━━ Stored data

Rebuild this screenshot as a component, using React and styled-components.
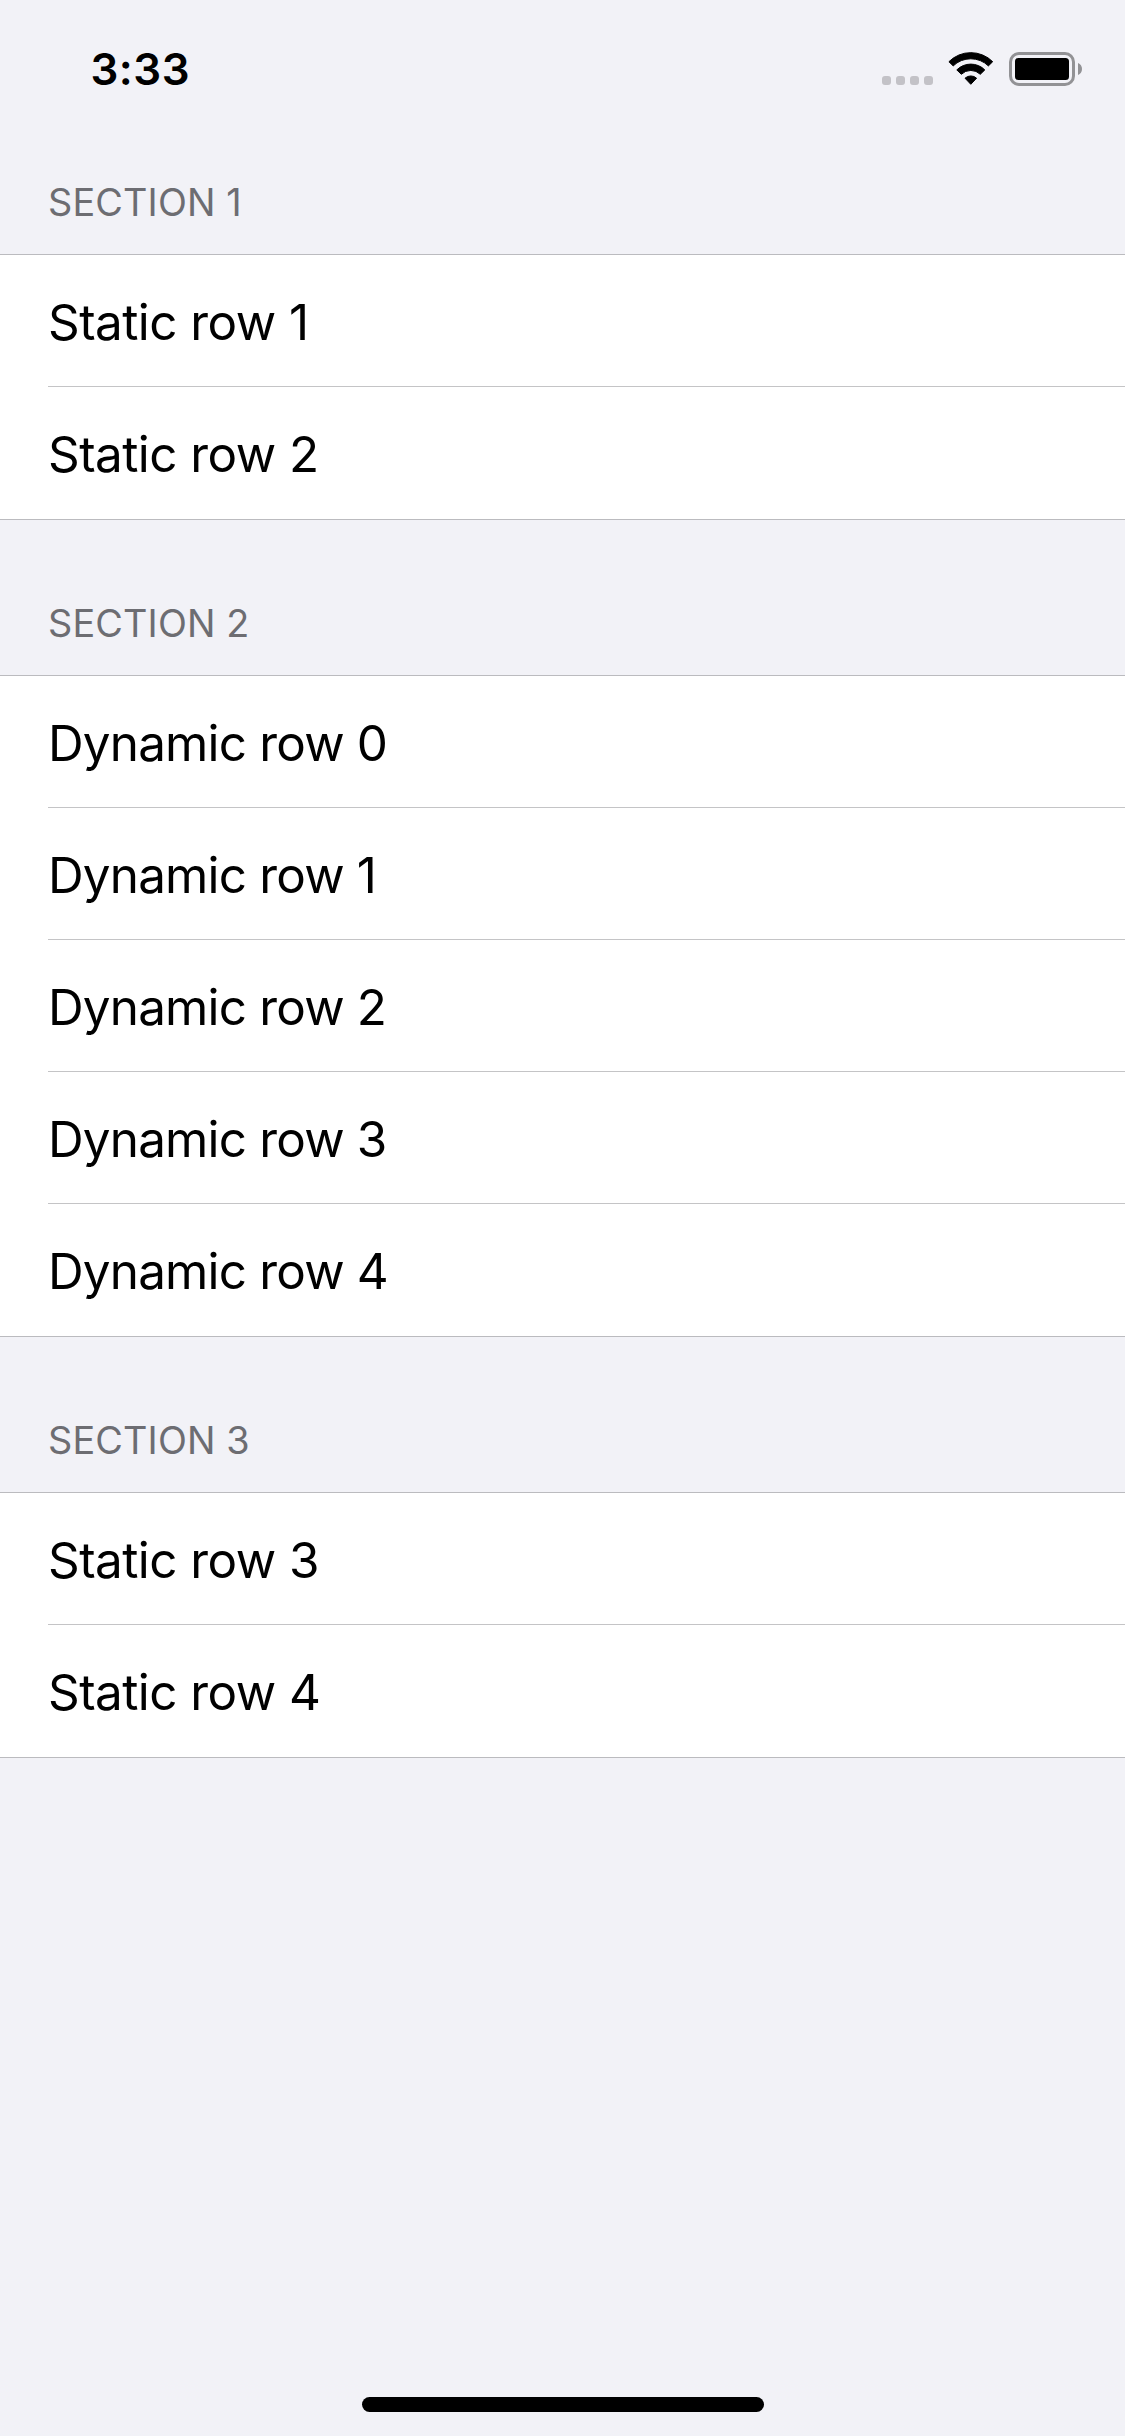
import React from "react";
import styled, { createGlobalStyle } from "styled-components";

const GlobalStyle = createGlobalStyle`
  * { box-sizing: border-box; }
  body {
    margin: 0;
    background: #f2f2f7;
    font-family: Inter, "Liberation Sans", sans-serif;
    color: #000;
  }
`;

const Screen = styled.div`
  display: flex;
  flex-direction: column;
  width: 1125px;
  height: 2436px;
  background: #f2f2f7;
`;

const StatusBar = styled.header`
  display: flex;
  justify-content: space-between;
  height: 132px;
  padding: 43px 43px 0 90.5px;
`;

const Time = styled.time`
  font-size: 43.8px;
  font-weight: 600;
  line-height: 53px;
  letter-spacing: 0.5px;
`;

const Indicators = styled.div`
  display: flex;
  align-items: flex-start;
  padding-top: 9px;
`;

const CellularDots = styled.div`
  display: flex;
  gap: 5px;
  margin: 24px 15px 0 0;
`;

const Dot = styled.span`
  width: 9px;
  height: 9px;
  border-radius: 3px;
  background: #c3c2c7;
`;

const WifiIcon = styled.svg`
  display: block;
  width: 46px;
  height: 34px;
  margin-right: 15px;
`;

const BatteryIcon = styled.svg`
  display: block;
  width: 73px;
  height: 34px;
`;

const SectionHeader = styled.h2`
  display: flex;
  align-items: flex-end;
  height: ${(p) => (p.$first ? 122 : 155)}px;
  margin: 0;
  padding: 0 48px 28px;
  font-size: 37.8px;
  font-weight: 400;
  line-height: 48px;
  letter-spacing: 0.15px;
  color: #6d6d72;
  text-transform: uppercase;
`;

const Group = styled.ul`
  margin: 0;
  padding: 0 0 0 48px;
  list-style: none;
  background: #fff;
  border-top: 1px solid #bbbbbf;
  border-bottom: 1px solid #bbbbbf;
`;

const Row = styled.li`
  height: 132px;
  padding-top: 3px;
  font-size: 49.4px;
  line-height: 128px;
  letter-spacing: ${(p) => p.$tracking}px;
  border-bottom: 1px solid #c4c4c6;

  &:last-child {
    border-bottom: none;
  }
`;

const HomeArea = styled.footer`
  display: flex;
  justify-content: center;
  margin-top: auto;
  padding: 0 0 24px 1px;
`;

const HomeBar = styled.div`
  width: 402px;
  height: 15px;
  border-radius: 8px;
  background: #000;
`;

const sections = [
  {
    title: "Section 1",
    tracking: -0.54,
    rows: ["Static row 1", "Static row 2"],
  },
  {
    title: "Section 2",
    tracking: -0.8,
    rows: [0, 1, 2, 3, 4].map((n) => `Dynamic row ${n}`),
  },
  {
    title: "Section 3",
    tracking: -0.54,
    rows: ["Static row 3", "Static row 4"],
  },
];

function Wifi() {
  return (
    <WifiIcon viewBox="0 0 46 34" aria-label="Wi-Fi">
      <g stroke="#000" strokeWidth="1" strokeLinejoin="round">
        <path d="M0.9 9.7A31 31 0 0 1 44.7 9.7L40.4 13.9A25.3 25.3 0 0 0 5.2 13.9Z" />
        <path d="M8.8 17.9A19.8 19.8 0 0 1 36.8 17.9L32.3 22.3A13.6 13.6 0 0 0 13.3 22.3Z" />
        <path d="M17 26.2A8.6 8.6 0 0 1 28.6 26.2L22.8 32.3Z" />
      </g>
    </WifiIcon>
  );
}

function Battery() {
  return (
    <BatteryIcon viewBox="0 0 73 34" aria-label="Battery full">
      <rect x="1.5" y="1.5" width="63" height="31" rx="8.5" fill="none" stroke="#929295" strokeWidth="3" />
      <rect x="6" y="6" width="54" height="22" rx="3.5" fill="#000" />
      <path d="M69 11C71.5 12 73 14.3 73 17S71.5 22 69 23Z" fill="#929295" />
    </BatteryIcon>
  );
}

export default function App() {
  return (
    <>
      <GlobalStyle />
      <Screen>
        <StatusBar>
          <Time>3:33</Time>
          <Indicators>
            <CellularDots>
              <Dot />
              <Dot />
              <Dot />
              <Dot />
            </CellularDots>
            <Wifi />
            <Battery />
          </Indicators>
        </StatusBar>
        <main>
          {sections.map((section, i) => (
            <section key={section.title}>
              <SectionHeader $first={i === 0}>{section.title}</SectionHeader>
              <Group>
                {section.rows.map((label) => (
                  <Row key={label} $tracking={section.tracking}>
                    {label}
                  </Row>
                ))}
              </Group>
            </section>
          ))}
        </main>
        <HomeArea>
          <HomeBar />
        </HomeArea>
      </Screen>
    </>
  );
}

━━━━

## Job
Omit the pictures, and quote the material above exactly as given.

## Solution to the exercise
Rebuild this screenshot as a component, using React and styled-components.
import React from "react";
import styled, { createGlobalStyle } from "styled-components";

const GlobalStyle = createGlobalStyle`
  * { box-sizing: border-box; }
  body {
    margin: 0;
    background: #f2f2f7;
    font-family: Inter, "Liberation Sans", sans-serif;
    color: #000;
  }
`;

const Screen = styled.div`
  display: flex;
  flex-direction: column;
  width: 1125px;
  height: 2436px;
  background: #f2f2f7;
`;

const StatusBar = styled.header`
  display: flex;
  justify-content: space-between;
  height: 132px;
  padding: 43px 43px 0 90.5px;
`;

const Time = styled.time`
  font-size: 43.8px;
  font-weight: 600;
  line-height: 53px;
  letter-spacing: 0.5px;
`;

const Indicators = styled.div`
  display: flex;
  align-items: flex-start;
  padding-top: 9px;
`;

const CellularDots = styled.div`
  display: flex;
  gap: 5px;
  margin: 24px 15px 0 0;
`;

const Dot = styled.span`
  width: 9px;
  height: 9px;
  border-radius: 3px;
  background: #c3c2c7;
`;

const WifiIcon = styled.svg`
  display: block;
  width: 46px;
  height: 34px;
  margin-right: 15px;
`;

const BatteryIcon = styled.svg`
  display: block;
  width: 73px;
  height: 34px;
`;

const SectionHeader = styled.h2`
  display: flex;
  align-items: flex-end;
  height: ${(p) => (p.$first ? 122 : 155)}px;
  margin: 0;
  padding: 0 48px 28px;
  font-size: 37.8px;
  font-weight: 400;
  line-height: 48px;
  letter-spacing: 0.15px;
  color: #6d6d72;
  text-transform: uppercase;
`;

const Group = styled.ul`
  margin: 0;
  padding: 0 0 0 48px;
  list-style: none;
  background: #fff;
  border-top: 1px solid #bbbbbf;
  border-bottom: 1px solid #bbbbbf;
`;

const Row = styled.li`
  height: 132px;
  padding-top: 3px;
  font-size: 49.4px;
  line-height: 128px;
  letter-spacing: ${(p) => p.$tracking}px;
  border-bottom: 1px solid #c4c4c6;

  &:last-child {
    border-bottom: none;
  }
`;

const HomeArea = styled.footer`
  display: flex;
  justify-content: center;
  margin-top: auto;
  padding: 0 0 24px 1px;
`;

const HomeBar = styled.div`
  width: 402px;
  height: 15px;
  border-radius: 8px;
  background: #000;
`;

const sections = [
  {
    title: "Section 1",
    tracking: -0.54,
    rows: ["Static row 1", "Static row 2"],
  },
  {
    title: "Section 2",
    tracking: -0.8,
    rows: [0, 1, 2, 3, 4].map((n) => `Dynamic row ${n}`),
  },
  {
    title: "Section 3",
    tracking: -0.54,
    rows: ["Static row 3", "Static row 4"],
  },
];

function Wifi() {
  return (
    <WifiIcon viewBox="0 0 46 34" aria-label="Wi-Fi">
      <g stroke="#000" strokeWidth="1" strokeLinejoin="round">
        <path d="M0.9 9.7A31 31 0 0 1 44.7 9.7L40.4 13.9A25.3 25.3 0 0 0 5.2 13.9Z" />
        <path d="M8.8 17.9A19.8 19.8 0 0 1 36.8 17.9L32.3 22.3A13.6 13.6 0 0 0 13.3 22.3Z" />
        <path d="M17 26.2A8.6 8.6 0 0 1 28.6 26.2L22.8 32.3Z" />
      </g>
    </WifiIcon>
  );
}

function Battery() {
  return (
    <BatteryIcon viewBox="0 0 73 34" aria-label="Battery full">
      <rect x="1.5" y="1.5" width="63" height="31" rx="8.5" fill="none" stroke="#929295" strokeWidth="3" />
      <rect x="6" y="6" width="54" height="22" rx="3.5" fill="#000" />
      <path d="M69 11C71.5 12 73 14.3 73 17S71.5 22 69 23Z" fill="#929295" />
    </BatteryIcon>
  );
}

export default function App() {
  return (
    <>
      <GlobalStyle />
      <Screen>
        <StatusBar>
          <Time>3:33</Time>
          <Indicators>
            <CellularDots>
              <Dot />
              <Dot />
              <Dot />
              <Dot />
            </CellularDots>
            <Wifi />
            <Battery />
          </Indicators>
        </StatusBar>
        <main>
          {sections.map((section, i) => (
            <section key={section.title}>
              <SectionHeader $first={i === 0}>{section.title}</SectionHeader>
              <Group>
                {section.rows.map((label) => (
                  <Row key={label} $tracking={section.tracking}>
                    {label}
                  </Row>
                ))}
              </Group>
            </section>
          ))}
        </main>
        <HomeArea>
          <HomeBar />
        </HomeArea>
      </Screen>
    </>
  );
}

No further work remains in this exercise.